Against the Moral Considerability of Ecosystems
Essay by vctrdiamond • December 26, 2017 • Essay • 413 Words (2 Pages) • 1,542 Views
Devorah Freundlich
Harley Cahen
Against the Moral Considerability of Ecosystems
Harley Cahen’s thesis is that ecosystems cannot be morally considerable because they do not have interests. Interests come as a result of having a goal.
Many environmentalists (brought forth by Cahen in the text) are impressed by the fact that individual non-sentient organisms (such as plants) seem to pursue their own biological goals, and conclude from this that we should therefore extend moral considerability to them, as well. However the line they toe is very thin. There’s a considerable difference between a system’s genuine goals and the incidental effects, or byproducts, of the behavior of that system and its parts. While goals may give rise to interests, byproducts do not. It’s hard to see how an entire ecosystem could be genuinely goal orientated and therefore it cannot be granted moral considerability.
Through all the back and forth of the article, which at times can be hard to follow and is often confusing, there’s a certain pattern that comes to light: it seems as though we, humans, are the decision makers in all this.

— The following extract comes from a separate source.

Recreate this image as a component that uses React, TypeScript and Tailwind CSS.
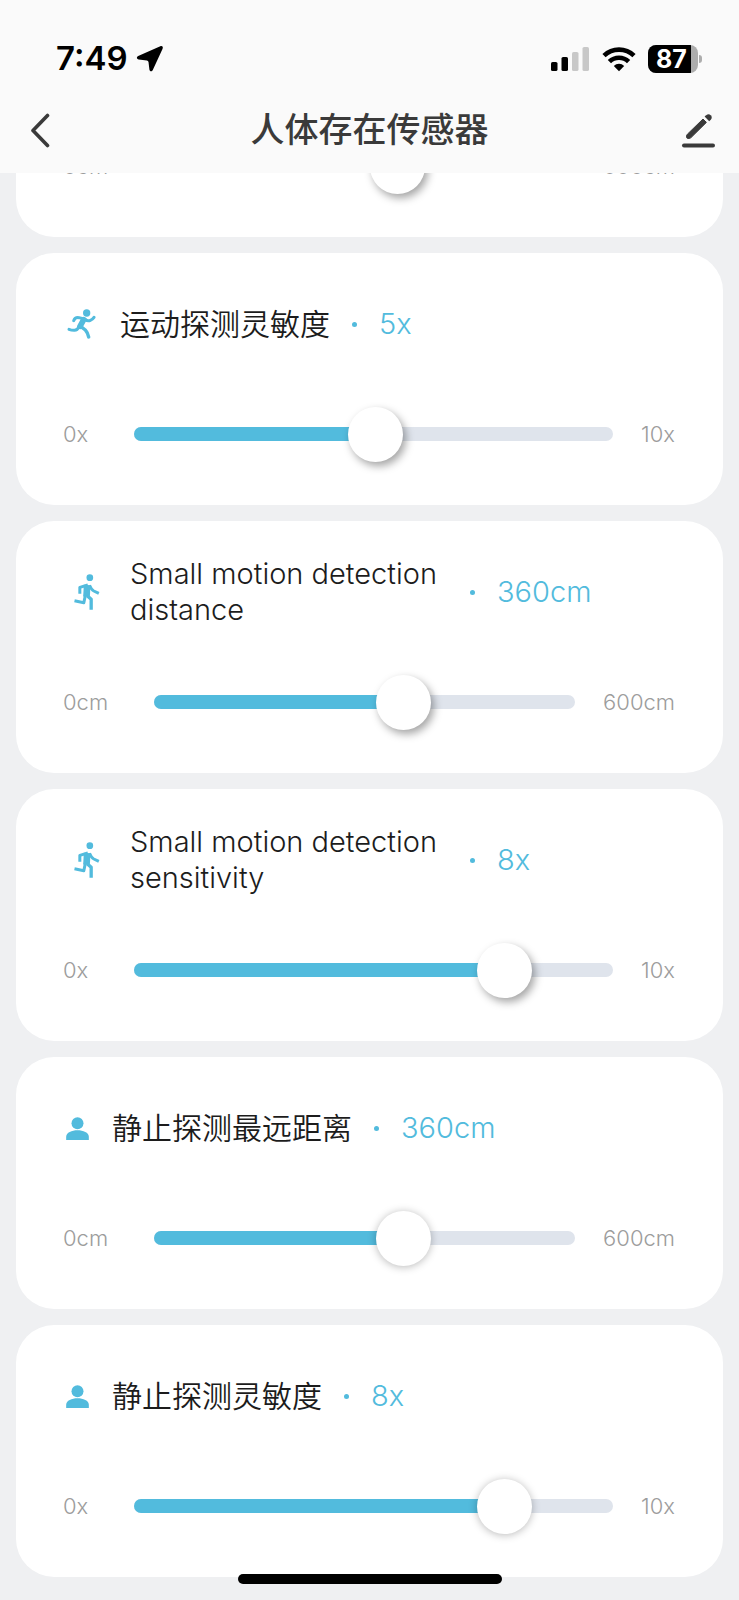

We decide whether or not an ecosystem has the right to moral considerability, we decide whether the possible “interests” of an ecosystem should be taken into account, leading us to the question of: what is the value of an ecosystem, or even of a plant, and is that value intrinsic or is it only in existence once we, as humans, have extended it?
Shouldn’t living things, no matter what we may or may not see in them be deserving of value purely for the fact that they exist and occupy space within the world?
Although there’s an opposing argument to be made that once we’ve recognized the value in something it gives us the ability to tap into our resources in order to provide assistance, or coverage, there’s still this elitist idea that the subject is only deserving of value once we’ve decided so and is otherwise irrelevant.
It may be irrelevant to us, but its relevancy shouldn’t be determined by us to begin with. Our interests aren’t what make or break the inherent value in any organism, or to extend this idea further, even to an animal (which according to the article does deserve moral considerability).